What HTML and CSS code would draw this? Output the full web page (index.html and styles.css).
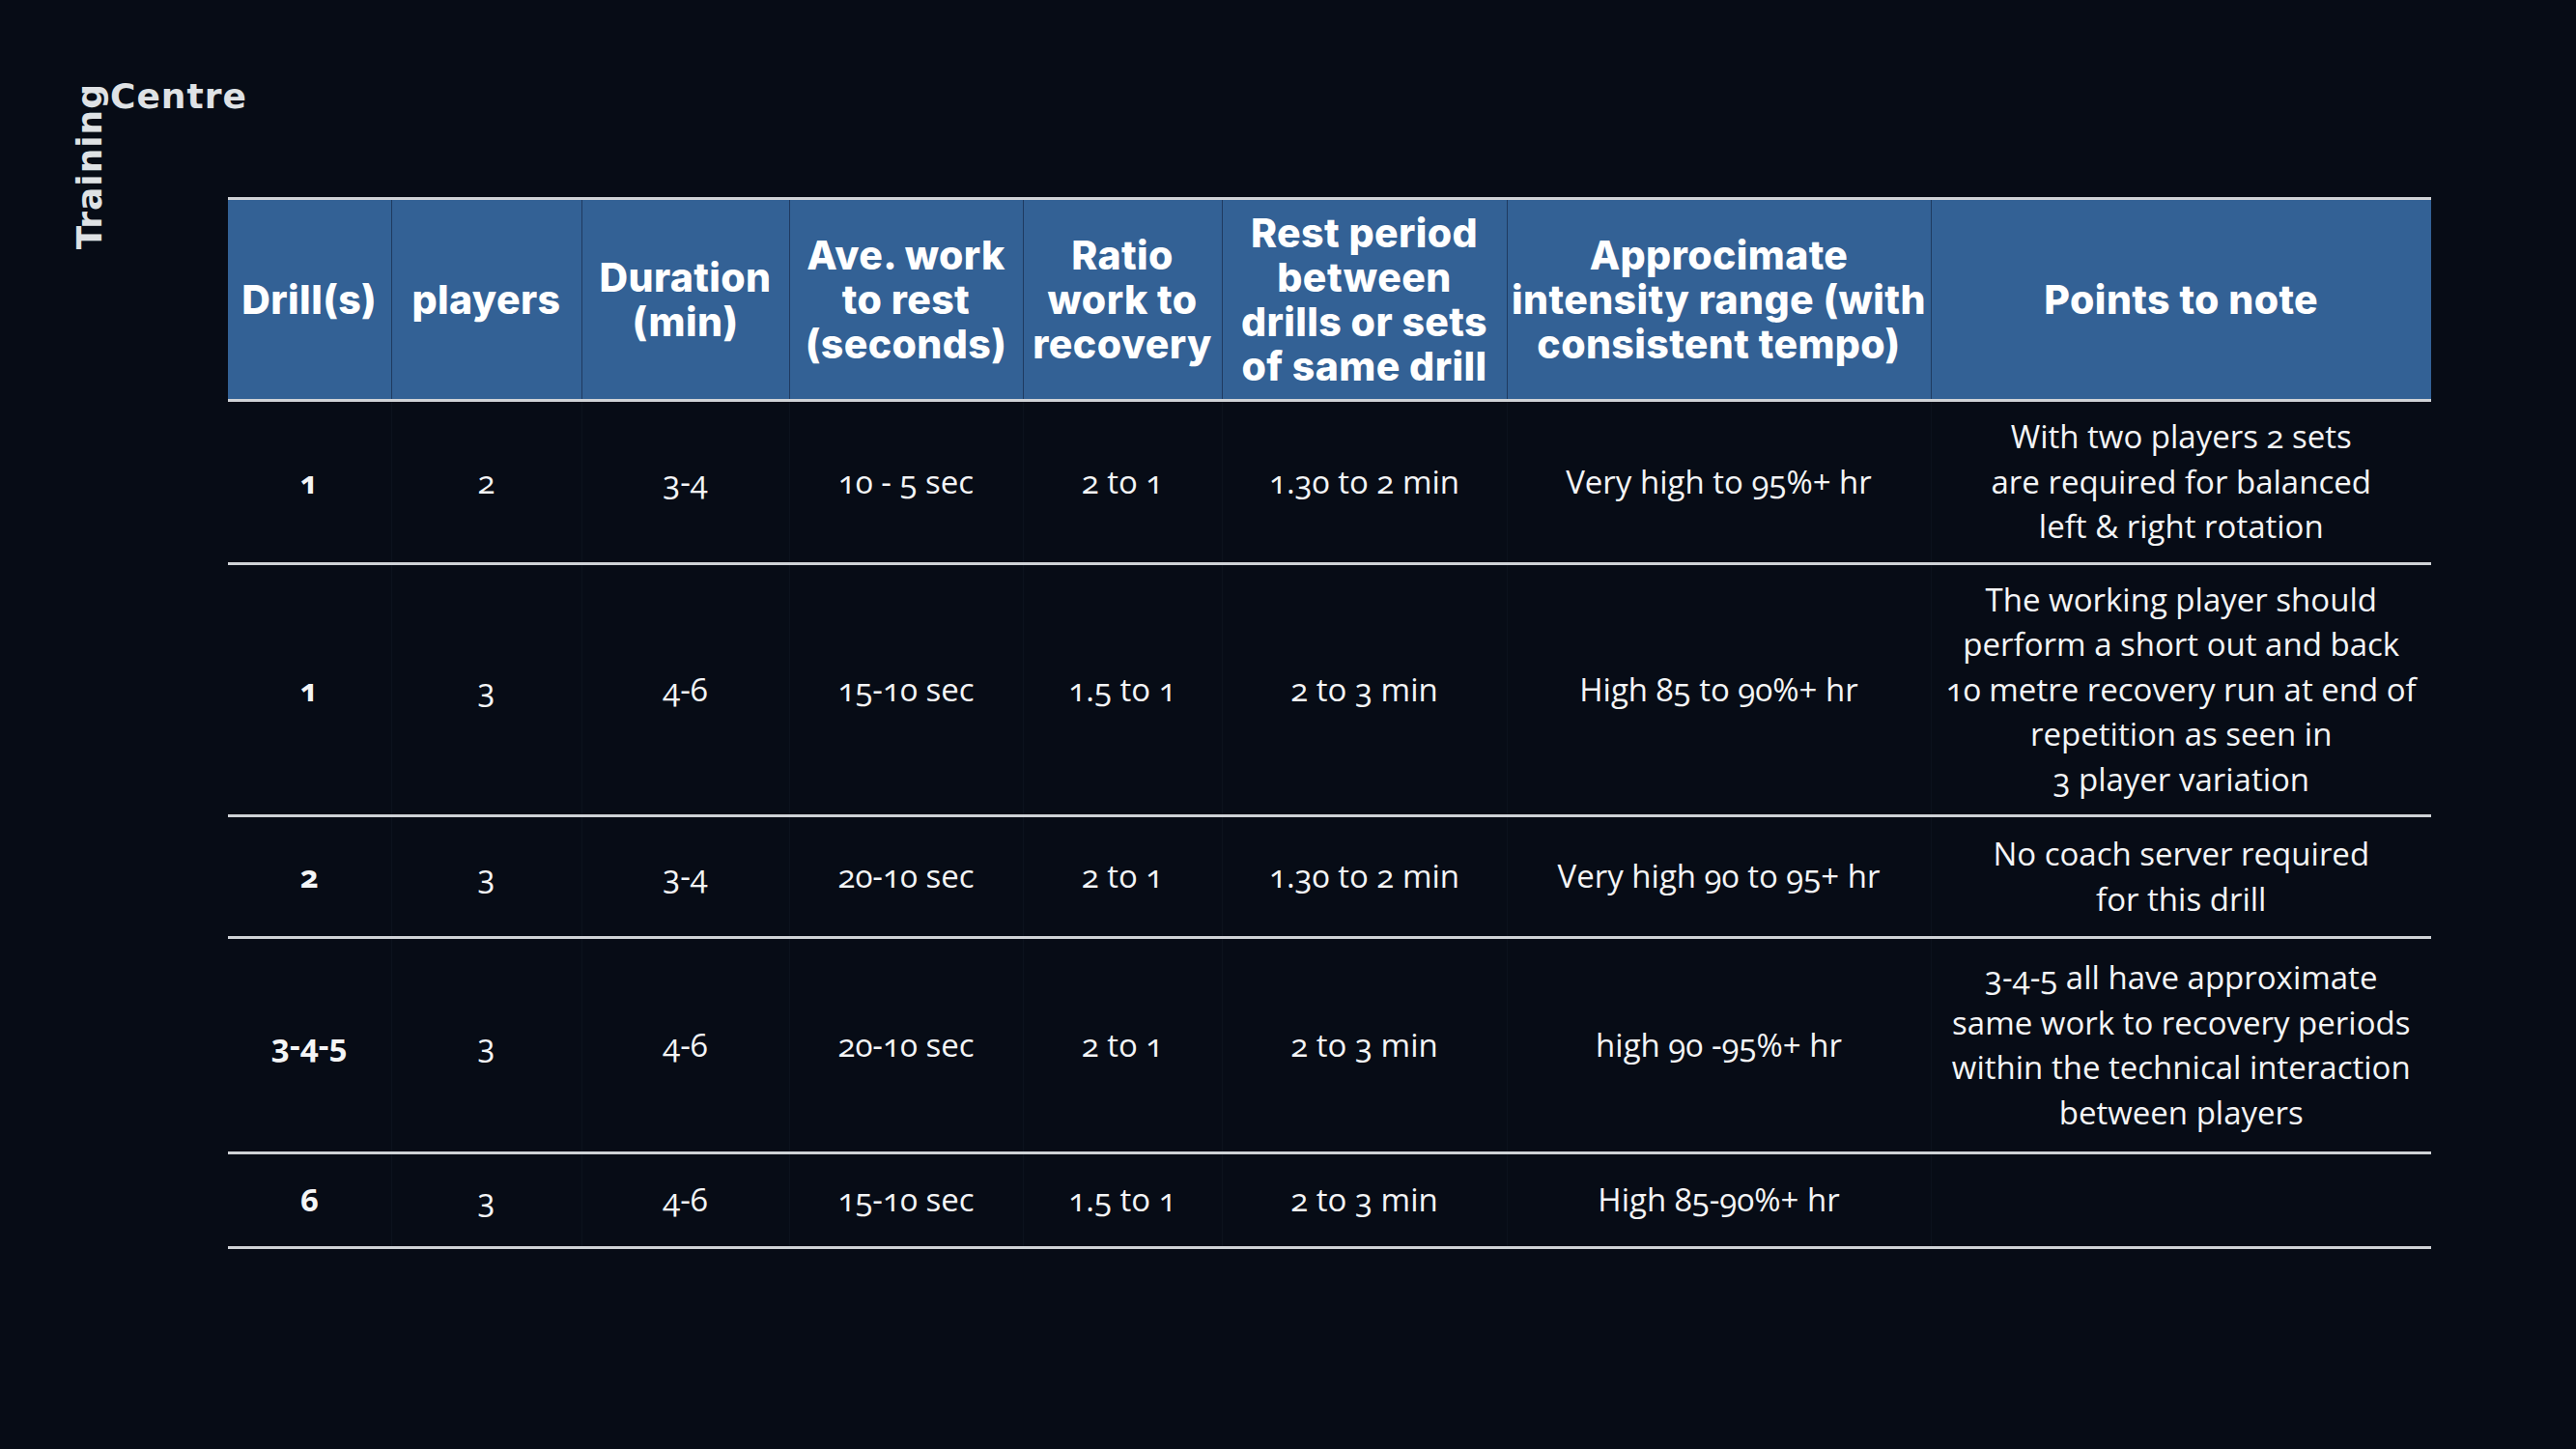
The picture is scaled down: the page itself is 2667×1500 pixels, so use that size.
FILE: index.html
```html
<!DOCTYPE html>
<html lang="en">
<head>
<meta charset="utf-8">
<title>Training Centre – Drill table</title>
<link rel="stylesheet" href="styles.css">
</head>
<body>
<div class="page">
  <div class="logo">
    <span class="logo-vert">Training</span>
    <span class="logo-word">Centre</span>
  </div>
  <div class="content">
    <table class="drills">
      <colgroup>
        <col class="c1"><col class="c2"><col class="c3"><col class="c4">
        <col class="c5"><col class="c6"><col class="c7"><col class="c8">
      </colgroup>
      <thead>
        <tr>
          <th>Drill(s)</th>
          <th>players</th>
          <th>Duration<br>(min)</th>
          <th>Ave. work<br>to rest<br>(seconds)</th>
          <th>Ratio<br>work to<br>recovery</th>
          <th>Rest period<br>between<br>drills or sets<br>of same drill</th>
          <th>Approcimate<br>intensity range (with<br>consistent tempo)</th>
          <th>Points to note</th>
        </tr>
      </thead>
      <tbody>
        <tr class="r1">
          <td class="drill">1</td><td>2</td><td>3-4</td><td>10 - 5 sec</td><td>2 to 1</td><td>1.30 to 2 min</td><td>Very high to 95%+ hr</td>
          <td>With two players 2 sets<br>are required for balanced<br>left &amp; right rotation</td>
        </tr>
        <tr class="r2">
          <td class="drill">1</td><td>3</td><td>4-6</td><td>15-10 sec</td><td>1.5 to 1</td><td>2 to 3 min</td><td>High 85 to 90%+ hr</td>
          <td>The working player should<br>perform a short out and back<br>10 metre recovery run at end of<br>repetition as seen in<br>3 player variation</td>
        </tr>
        <tr class="r3">
          <td class="drill">2</td><td>3</td><td>3-4</td><td>20-10 sec</td><td>2 to 1</td><td>1.30 to 2 min</td><td>Very high 90 to 95+ hr</td>
          <td>No coach server required<br>for this drill</td>
        </tr>
        <tr class="r4">
          <td class="drill">3-4-5</td><td>3</td><td>4-6</td><td>20-10 sec</td><td>2 to 1</td><td>2 to 3 min</td><td>high 90 -95%+ hr</td>
          <td>3-4-5 all have approximate<br>same work to recovery periods<br>within the technical interaction<br>between players</td>
        </tr>
        <tr class="r5">
          <td class="drill">6</td><td>3</td><td>4-6</td><td>15-10 sec</td><td>1.5 to 1</td><td>2 to 3 min</td><td>High 85-90%+ hr</td>
          <td></td>
        </tr>
      </tbody>
    </table>
  </div>
</div>
</body>
</html>
```

FILE: styles.css
```css
html, body {
  margin: 0;
  padding: 0;
  background: #070c16;
}

.page {
  width: 2667px;
  height: 1500px;
  display: grid;
  grid-template-columns: 236px 2281px;
  background: #070c16;
  overflow: hidden;
}

.logo {
  display: flex;
  align-items: flex-start;
  padding-left: 75px;
  padding-top: 82px;
  color: #dfe2e5;
  font-family: "DejaVu Sans", sans-serif;
  font-weight: 700;
  font-size: 36px;
  line-height: 36px;
  letter-spacing: 1px;
  white-space: nowrap;
}

.logo-vert {
  writing-mode: vertical-rl;
  transform: rotate(180deg);
  margin-top: 4px;
}

.logo-word {
  margin-left: 3px;
}

.content {
  padding-top: 204px;
}

.drills {
  width: 2281px;
  table-layout: fixed;
  border-collapse: collapse;
  color: #f4f5f6;
}

.c1 { width: 169px; }
.c2 { width: 197px; }
.c3 { width: 215px; }
.c4 { width: 242px; }
.c5 { width: 206px; }
.c6 { width: 295px; }
.c7 { width: 439px; }
.c8 { width: 518px; }

.drills thead tr {
  border-top: 3px solid #cfd2d6;
  border-bottom: 3px solid #cfd2d6;
}

.drills th {
  background: #336195;
  color: #ffffff;
  font-family: Inter, "DejaVu Sans", sans-serif;
  font-weight: 800;
  font-size: 41px;
  line-height: 46px;
  letter-spacing: 0.4px;
  text-align: center;
  vertical-align: middle;
  white-space: nowrap;
  padding: 0;
  height: 206px;
  border-left: 1px solid #1f3a60;
  border-right: 1px solid #1f3a60;
}

.drills th:first-child { border-left: none; }
.drills th:last-child { border-right: none; }

.drills tbody tr {
  border-bottom: 3px solid #cfd2d6;
}

.drills td {
  font-family: "Open Sans", "DejaVu Sans", sans-serif;
  font-size: 33px;
  line-height: 46.5px;
  font-variant-numeric: oldstyle-nums;
  text-align: center;
  vertical-align: middle;
  white-space: nowrap;
  padding: 0;
  border-left: 1px solid #0c121d;
  border-right: 1px solid #0c121d;
}

.drills td:first-child { border-left: none; }
.drills td:last-child { border-right: none; }

.drills td.drill {
  font-weight: 700;
}

.r1 td { height: 166px; }
.r2 td { height: 258px; }
.r3 td { height: 123px; }
.r4 td { height: 220px; }
.r5 td { height: 95px; }
```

....

→ **Short exercise**:
Determine how many lines contain the word "this" and reply with that number alone.

→ **Solution to the problem**:
2